■ What to work on ■
Restate word for word the lines beginning at the one that contains "Generate a component" and ending at the one that contains "const isGreen = (r, c)"; include both and nothing else.

[Records from a dataset]
-*-

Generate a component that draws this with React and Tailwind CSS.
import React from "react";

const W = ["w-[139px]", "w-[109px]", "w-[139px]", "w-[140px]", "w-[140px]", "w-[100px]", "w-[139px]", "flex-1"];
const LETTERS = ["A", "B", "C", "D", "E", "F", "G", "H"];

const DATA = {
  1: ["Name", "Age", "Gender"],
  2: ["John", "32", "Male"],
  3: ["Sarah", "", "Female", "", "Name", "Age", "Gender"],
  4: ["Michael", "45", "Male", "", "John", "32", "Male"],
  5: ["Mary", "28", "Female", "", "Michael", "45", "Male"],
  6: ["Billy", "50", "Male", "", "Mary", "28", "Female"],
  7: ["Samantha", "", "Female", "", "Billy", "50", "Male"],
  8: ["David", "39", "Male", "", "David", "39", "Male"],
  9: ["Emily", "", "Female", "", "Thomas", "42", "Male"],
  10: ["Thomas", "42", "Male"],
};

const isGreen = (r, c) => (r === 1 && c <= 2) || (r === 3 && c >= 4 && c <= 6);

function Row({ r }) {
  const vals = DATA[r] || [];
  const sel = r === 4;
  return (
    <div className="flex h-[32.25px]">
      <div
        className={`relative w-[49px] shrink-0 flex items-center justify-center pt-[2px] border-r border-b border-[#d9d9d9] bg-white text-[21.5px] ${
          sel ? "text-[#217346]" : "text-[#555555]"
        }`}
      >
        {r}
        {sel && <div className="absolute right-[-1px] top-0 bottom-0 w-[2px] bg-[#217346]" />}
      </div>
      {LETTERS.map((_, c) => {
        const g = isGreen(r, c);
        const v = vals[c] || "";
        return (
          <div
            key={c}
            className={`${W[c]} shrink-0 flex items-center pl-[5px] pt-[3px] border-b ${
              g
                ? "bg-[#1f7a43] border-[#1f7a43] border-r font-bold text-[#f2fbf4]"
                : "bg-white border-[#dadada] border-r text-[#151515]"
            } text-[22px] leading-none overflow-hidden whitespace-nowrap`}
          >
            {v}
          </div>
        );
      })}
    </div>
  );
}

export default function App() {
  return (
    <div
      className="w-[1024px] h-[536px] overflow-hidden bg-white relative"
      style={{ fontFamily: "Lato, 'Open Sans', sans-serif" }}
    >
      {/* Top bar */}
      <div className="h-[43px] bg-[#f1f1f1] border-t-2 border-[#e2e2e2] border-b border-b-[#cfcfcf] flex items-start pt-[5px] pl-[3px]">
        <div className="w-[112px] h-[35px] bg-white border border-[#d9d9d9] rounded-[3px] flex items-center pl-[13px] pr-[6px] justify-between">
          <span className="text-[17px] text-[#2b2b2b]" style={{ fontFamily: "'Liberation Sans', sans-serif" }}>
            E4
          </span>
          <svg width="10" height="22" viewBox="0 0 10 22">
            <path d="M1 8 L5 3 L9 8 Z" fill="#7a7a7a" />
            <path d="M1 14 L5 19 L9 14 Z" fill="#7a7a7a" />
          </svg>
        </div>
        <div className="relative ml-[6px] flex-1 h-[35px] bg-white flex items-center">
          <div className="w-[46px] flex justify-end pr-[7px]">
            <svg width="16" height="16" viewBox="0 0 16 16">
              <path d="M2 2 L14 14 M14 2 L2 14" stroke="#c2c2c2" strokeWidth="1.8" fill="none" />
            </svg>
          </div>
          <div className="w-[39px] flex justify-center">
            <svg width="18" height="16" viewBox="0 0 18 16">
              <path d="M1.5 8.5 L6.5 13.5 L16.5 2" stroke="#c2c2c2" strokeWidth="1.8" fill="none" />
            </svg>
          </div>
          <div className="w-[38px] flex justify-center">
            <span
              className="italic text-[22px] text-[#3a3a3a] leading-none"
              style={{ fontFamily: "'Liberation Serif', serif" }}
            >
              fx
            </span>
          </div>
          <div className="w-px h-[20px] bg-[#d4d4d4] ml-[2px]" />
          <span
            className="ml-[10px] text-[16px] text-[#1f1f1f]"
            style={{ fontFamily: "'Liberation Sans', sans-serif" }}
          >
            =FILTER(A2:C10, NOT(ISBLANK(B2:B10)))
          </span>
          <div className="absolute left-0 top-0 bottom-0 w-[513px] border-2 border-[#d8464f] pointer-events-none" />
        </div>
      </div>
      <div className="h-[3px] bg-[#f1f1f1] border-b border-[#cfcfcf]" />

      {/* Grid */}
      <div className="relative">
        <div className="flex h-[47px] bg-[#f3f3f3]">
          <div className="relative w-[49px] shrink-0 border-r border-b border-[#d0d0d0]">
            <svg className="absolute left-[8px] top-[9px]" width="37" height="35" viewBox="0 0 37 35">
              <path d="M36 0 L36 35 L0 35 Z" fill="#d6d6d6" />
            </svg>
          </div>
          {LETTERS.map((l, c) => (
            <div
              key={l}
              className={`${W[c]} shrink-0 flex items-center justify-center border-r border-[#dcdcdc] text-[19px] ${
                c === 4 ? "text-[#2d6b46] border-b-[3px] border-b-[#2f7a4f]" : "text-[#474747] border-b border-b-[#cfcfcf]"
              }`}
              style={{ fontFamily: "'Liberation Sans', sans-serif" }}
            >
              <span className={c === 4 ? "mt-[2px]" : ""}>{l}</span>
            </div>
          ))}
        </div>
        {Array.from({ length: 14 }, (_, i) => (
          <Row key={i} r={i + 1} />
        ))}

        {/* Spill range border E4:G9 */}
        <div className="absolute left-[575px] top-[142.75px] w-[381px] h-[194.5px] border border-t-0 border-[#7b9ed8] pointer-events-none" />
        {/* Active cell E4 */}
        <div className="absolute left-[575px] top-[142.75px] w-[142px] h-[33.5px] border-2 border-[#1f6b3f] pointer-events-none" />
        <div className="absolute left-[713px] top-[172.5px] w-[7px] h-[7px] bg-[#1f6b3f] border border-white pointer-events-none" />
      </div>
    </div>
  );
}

-*-

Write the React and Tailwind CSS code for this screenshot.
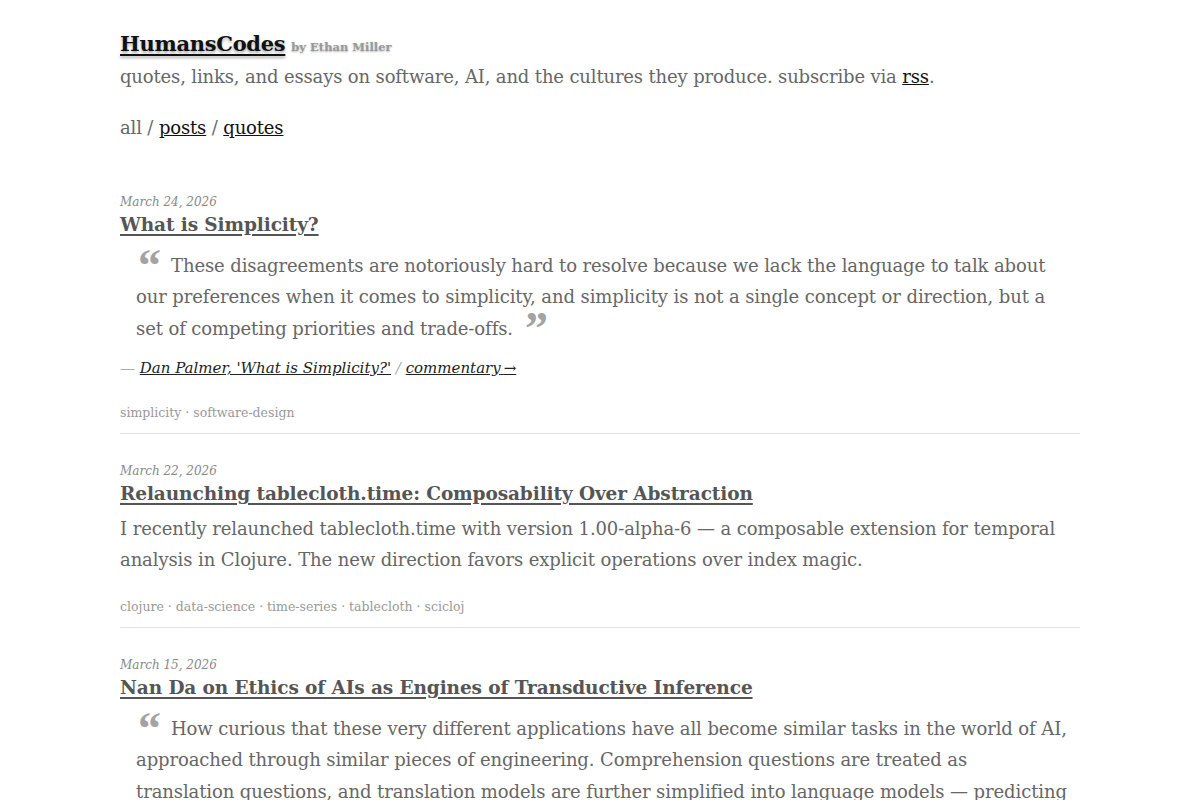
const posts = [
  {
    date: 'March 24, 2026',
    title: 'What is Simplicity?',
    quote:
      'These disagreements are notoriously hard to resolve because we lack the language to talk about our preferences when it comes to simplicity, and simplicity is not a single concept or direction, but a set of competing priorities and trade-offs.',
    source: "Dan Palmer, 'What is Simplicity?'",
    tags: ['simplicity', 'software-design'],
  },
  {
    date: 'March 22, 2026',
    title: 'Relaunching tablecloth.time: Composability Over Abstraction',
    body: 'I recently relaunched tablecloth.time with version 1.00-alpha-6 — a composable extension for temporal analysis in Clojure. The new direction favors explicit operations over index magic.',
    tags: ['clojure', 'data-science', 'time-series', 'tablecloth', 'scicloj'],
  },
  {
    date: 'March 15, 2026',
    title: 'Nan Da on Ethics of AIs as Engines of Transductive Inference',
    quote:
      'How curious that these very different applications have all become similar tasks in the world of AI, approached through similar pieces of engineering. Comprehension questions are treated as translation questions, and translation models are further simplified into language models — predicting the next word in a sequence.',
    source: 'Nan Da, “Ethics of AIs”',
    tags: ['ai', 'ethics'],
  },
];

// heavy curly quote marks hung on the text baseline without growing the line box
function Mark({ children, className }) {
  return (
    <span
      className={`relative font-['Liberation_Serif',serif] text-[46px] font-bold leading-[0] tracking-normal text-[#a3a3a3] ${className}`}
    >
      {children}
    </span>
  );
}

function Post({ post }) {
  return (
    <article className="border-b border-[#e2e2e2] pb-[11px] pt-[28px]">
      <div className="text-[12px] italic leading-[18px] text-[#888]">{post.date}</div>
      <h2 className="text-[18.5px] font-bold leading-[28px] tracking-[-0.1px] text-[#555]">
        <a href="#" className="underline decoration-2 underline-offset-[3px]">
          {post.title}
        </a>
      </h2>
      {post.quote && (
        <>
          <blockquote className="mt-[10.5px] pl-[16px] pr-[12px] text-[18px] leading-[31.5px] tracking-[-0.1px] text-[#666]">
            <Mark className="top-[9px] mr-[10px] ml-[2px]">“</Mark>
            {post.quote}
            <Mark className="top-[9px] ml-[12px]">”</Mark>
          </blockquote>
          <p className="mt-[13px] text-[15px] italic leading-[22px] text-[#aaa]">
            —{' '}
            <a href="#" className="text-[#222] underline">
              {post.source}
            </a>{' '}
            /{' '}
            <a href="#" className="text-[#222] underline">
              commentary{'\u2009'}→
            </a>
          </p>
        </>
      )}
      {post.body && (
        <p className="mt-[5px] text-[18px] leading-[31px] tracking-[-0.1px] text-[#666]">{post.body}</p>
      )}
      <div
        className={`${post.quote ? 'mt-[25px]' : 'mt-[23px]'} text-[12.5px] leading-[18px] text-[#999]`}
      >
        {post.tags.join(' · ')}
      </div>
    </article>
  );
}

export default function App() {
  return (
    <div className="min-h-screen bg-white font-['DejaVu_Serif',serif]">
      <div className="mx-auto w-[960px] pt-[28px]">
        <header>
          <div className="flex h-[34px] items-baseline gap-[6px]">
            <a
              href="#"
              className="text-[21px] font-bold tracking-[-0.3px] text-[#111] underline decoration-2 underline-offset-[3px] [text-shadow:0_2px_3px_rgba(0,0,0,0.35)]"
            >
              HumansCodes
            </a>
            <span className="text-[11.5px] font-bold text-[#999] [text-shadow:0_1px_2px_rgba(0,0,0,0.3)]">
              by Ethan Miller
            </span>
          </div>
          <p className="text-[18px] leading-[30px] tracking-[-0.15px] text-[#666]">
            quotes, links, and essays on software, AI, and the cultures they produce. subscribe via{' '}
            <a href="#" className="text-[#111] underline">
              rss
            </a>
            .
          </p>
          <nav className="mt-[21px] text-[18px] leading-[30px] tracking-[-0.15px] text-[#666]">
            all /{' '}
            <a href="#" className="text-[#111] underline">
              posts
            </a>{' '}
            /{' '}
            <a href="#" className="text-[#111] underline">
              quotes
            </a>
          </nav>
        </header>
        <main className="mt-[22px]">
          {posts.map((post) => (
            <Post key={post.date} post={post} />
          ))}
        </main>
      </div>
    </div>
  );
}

-*-

■ Reply to the task ■
Generate a component that draws this with React and Tailwind CSS.
import React from "react";

const W = ["w-[139px]", "w-[109px]", "w-[139px]", "w-[140px]", "w-[140px]", "w-[100px]", "w-[139px]", "flex-1"];
const LETTERS = ["A", "B", "C", "D", "E", "F", "G", "H"];

const DATA = {
  1: ["Name", "Age", "Gender"],
  2: ["John", "32", "Male"],
  3: ["Sarah", "", "Female", "", "Name", "Age", "Gender"],
  4: ["Michael", "45", "Male", "", "John", "32", "Male"],
  5: ["Mary", "28", "Female", "", "Michael", "45", "Male"],
  6: ["Billy", "50", "Male", "", "Mary", "28", "Female"],
  7: ["Samantha", "", "Female", "", "Billy", "50", "Male"],
  8: ["David", "39", "Male", "", "David", "39", "Male"],
  9: ["Emily", "", "Female", "", "Thomas", "42", "Male"],
  10: ["Thomas", "42", "Male"],
};

const isGreen = (r, c) => (r === 1 && c <= 2) || (r === 3 && c >= 4 && c <= 6);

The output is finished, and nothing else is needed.